Mayor Jim Hahn is wasting no time swinging into campaign mode. He spoke up for expanding the LAPD on Warren Olney's Which Way, L.A.? Monday (audio here). On Tuesday he's set to call into McIntyre in the Morning on KABC at 7:40 a.m. (ahead of Carol Channing and Dennis Miller, and behind Robert Greenwald, producer of Outfoxed) and to appear on Airtalk with Larry Mantle on KPCC at 11:15 a.m. In between, Hahn is doing a 9 a.m. press conference at MacArthur Park to talk about a crackdown on fake IDs.
Also: For all we know, the contest for mayor will be settled in the San Fernando Valley again. Certainly, the Valley and its 40% or so of Los Angeles voters will get a lot of attention from candidates (two of them, Bob Hertzberg and Richard Alarcon, hail from over the hill). On Wednesday, the Valley Econcomic Alliance is holding an information summit on the state of the place. The key presentation will be from Joel Kotkin of the New America Foundation and Sci-Arc, in cooperation with a new Valley-based entity called the Mulholland Institute. The Economic Alliance started the institute this year as a kind of pro-Valley think tank.

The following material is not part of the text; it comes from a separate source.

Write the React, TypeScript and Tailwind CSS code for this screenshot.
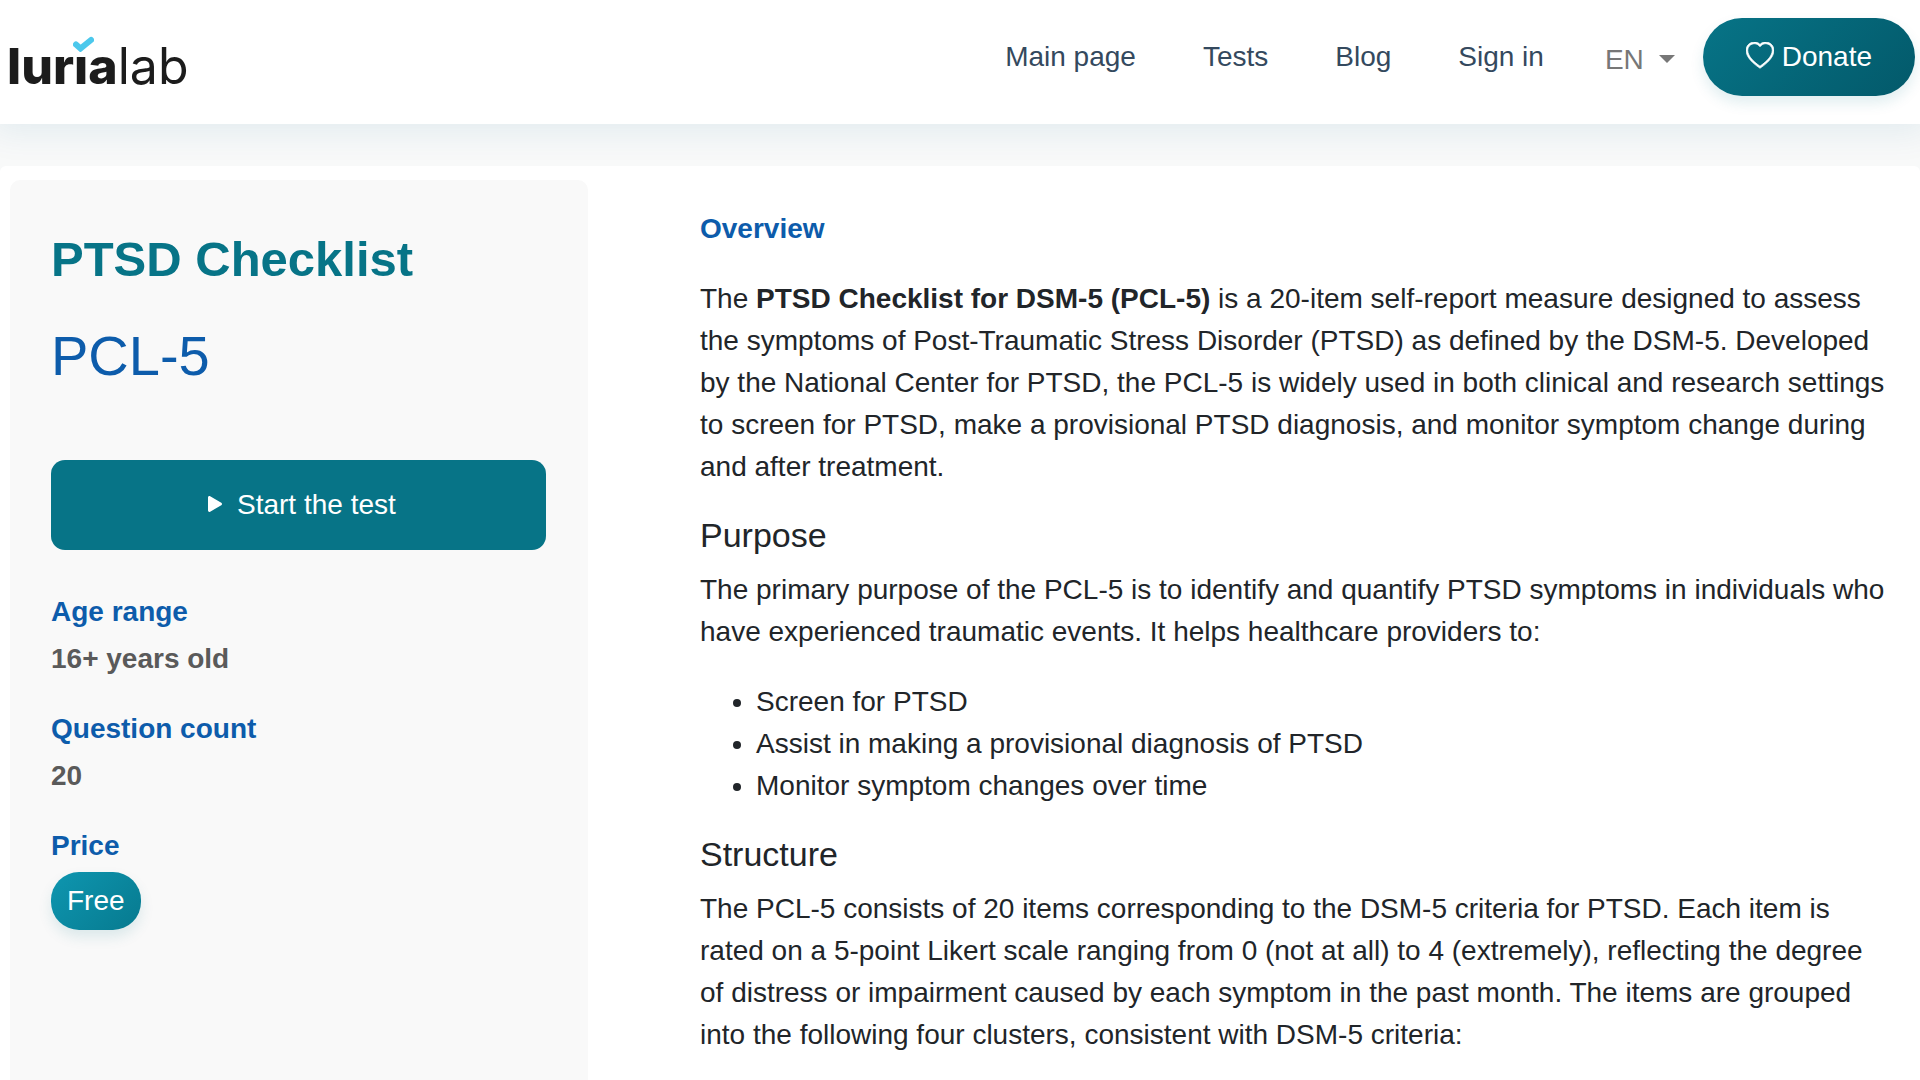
import type { ReactNode } from "react";
import { BsHeart, BsPlayFill } from "react-icons/bs";

const NAV_LINKS = ["Main page", "Tests", "Blog", "Sign in"];

const PURPOSES = [
  "Screen for PTSD",
  "Assist in making a provisional diagnosis of PTSD",
  "Monitor symptom changes over time",
];

export default function App() {
  return (
    <div className="flex min-h-screen flex-col bg-[#f8f9f9] font-['Liberation_Sans',Arial,sans-serif] text-[28px] leading-[42px] text-[#212529]">
      <SiteHeader />
      <main className="mt-[42px] flex flex-1 rounded-t-md bg-white pt-3.5 pl-2.5">
        <TestSummary />
        <TestDescription />
      </main>
    </div>
  );
}

function SiteHeader() {
  return (
    <header className="relative flex items-start justify-between bg-white pt-[18px] pr-[5px] pb-7 pl-[7px] shadow-[0_0_32px_8px_rgba(7,105,140,0.09)]">
      <Logo />
      <div className="flex items-center">
        <nav className="flex gap-[67px] text-[#34495e]" aria-label="Primary">
          {NAV_LINKS.map((label) => (
            <a key={label} href="#">
              {label}
            </a>
          ))}
        </nav>
        <LanguageSelect />
        <a
          className="ml-7 rounded-full bg-linear-135 from-[#077487] to-[#03596a] px-[43px] py-[18px] text-white shadow-[0_7px_14px_rgba(7,116,133,0.12)]"
          href="#"
        >
          <BsHeart className="inline size-7 align-[-4px]" strokeWidth={0.4} aria-hidden="true" />{" "}
          Donate
        </a>
      </div>
    </header>
  );
}

function Logo() {
  return (
    <a
      className="relative mt-[18px] flex font-[Inter,sans-serif] text-[50px] leading-[60px] text-[#1c1c1c]"
      href="#"
      aria-label="lurialab"
    >
      <span className="font-extrabold">lurıa</span>
      <span>lab</span>
      <svg
        className="absolute top-0 left-[66px] h-4 w-[21px]"
        viewBox="0 0 21 16"
        fill="none"
        aria-hidden="true"
      >
        <path d="M3 8.500l4.500 4L18 4" stroke="#4cc8ec" strokeWidth="6" strokeLinecap="round" />
      </svg>
    </a>
  );
}

function LanguageSelect() {
  return (
    <div className="relative ml-[61px] pt-1.5 text-[#777777]">
      <select
        className="block w-[70px] appearance-none bg-transparent leading-[42px]"
        aria-label="Language"
        defaultValue="EN"
      >
        <option>EN</option>
      </select>
      <svg
        className="pointer-events-none absolute top-[22px] right-0 h-2 w-4"
        viewBox="0 0 16 8"
        fill="currentColor"
        aria-hidden="true"
      >
        <path d="M0 0h16L8 8z" />
      </svg>
    </div>
  );
}

function TestSummary() {
  return (
    <aside className="w-[578px] shrink-0 rounded-t-[10px] bg-[#f9f9f9] pt-[43px] pr-[42px] pb-[42px] pl-[41px]">
      <h1 className="text-[49px] leading-[73px] font-bold text-[#077487]">PTSD Checklist</h1>
      <p className="mt-[26px] text-[56px] leading-[68px] text-[#0d5cab]">PCL-5</p>
      <button
        className="mt-[70px] w-full rounded-[14px] bg-[#077487] py-6 text-white"
        type="button"
      >
        <BsPlayFill className="inline size-7 align-[-4px]" aria-hidden="true" /> Start the test
      </button>
      <dl className="mt-[41px] space-y-7">
        <SummaryItem label="Age range">16+ years old</SummaryItem>
        <SummaryItem label="Question count">20</SummaryItem>
        <SummaryItem label="Price">
          <span className="inline-block rounded-[28px] bg-linear-135 from-[#0e96b0] to-[#077a8f] px-4 py-2 font-normal text-white shadow-[0_7px_14px_rgba(7,116,133,0.12)]">
            Free
          </span>
        </SummaryItem>
      </dl>
    </aside>
  );
}

function SummaryItem({ label, children }: { label: string; children: ReactNode }) {
  return (
    <div className="space-y-[5px] font-bold">
      <dt className="text-[#0d5cab]">{label}</dt>
      <dd className="text-[#5a5a5a]">{children}</dd>
    </div>
  );
}

function TestDescription() {
  return (
    <article className="min-w-0 flex-1 pt-7 pr-7 pl-28">
      <h2 className="mb-7 font-bold text-[#0d5cab]">Overview</h2>
      <p className="mb-7">
        The <strong>PTSD Checklist for DSM-5 (PCL-5)</strong> is a 20-item self-report measure
        designed to assess the symptoms of Post-Traumatic Stress Disorder (PTSD) as defined by the
        DSM-5. Developed by the National Center for PTSD, the PCL-5 is widely used in both clinical
        and research settings to screen for PTSD, make a provisional PTSD diagnosis, and monitor
        symptom change during and after treatment.
      </p>

      <SectionHeading>Purpose</SectionHeading>
      <p className="mb-7">
        The primary purpose of the PCL-5 is to identify and quantify PTSD symptoms in individuals
        who have experienced traumatic events. It helps healthcare providers to:
      </p>
      <ul className="mb-7 list-disc pl-14">
        {PURPOSES.map((purpose) => (
          <li key={purpose}>{purpose}</li>
        ))}
      </ul>

      <SectionHeading>Structure</SectionHeading>
      <p>
        The PCL-5 consists of 20 items corresponding to the DSM-5 criteria for PTSD. Each item is
        rated on a 5-point Likert scale ranging from 0 (not at all) to 4 (extremely), reflecting the
        degree of distress or impairment caused by each symptom in the past month. The items are
        grouped into the following four clusters, consistent with DSM-5 criteria:
      </p>
    </article>
  );
}

function SectionHeading({ children }: { children: ReactNode }) {
  return <h3 className="mb-[15px] text-[34px] leading-[38px]">{children}</h3>;
}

* Tuesday morning update: Hahn and Hertzberg yesterday formally took out papers to run, as did Walter Moore and a new candidate, USC student Jeff Mitchell. [** The Times and the city clerk's website give the name as Mitchell Jackson, and also add another: Addie M. Miller.] They have to file their intent to run by Saturday and complete the paperwork by December 8. Also, although Prop. A got 64% of the vote in the city (two points short of passage), the Daily News editorializes today that Hahn didn't get some message about the people not wanting to pay higher taxes for more police.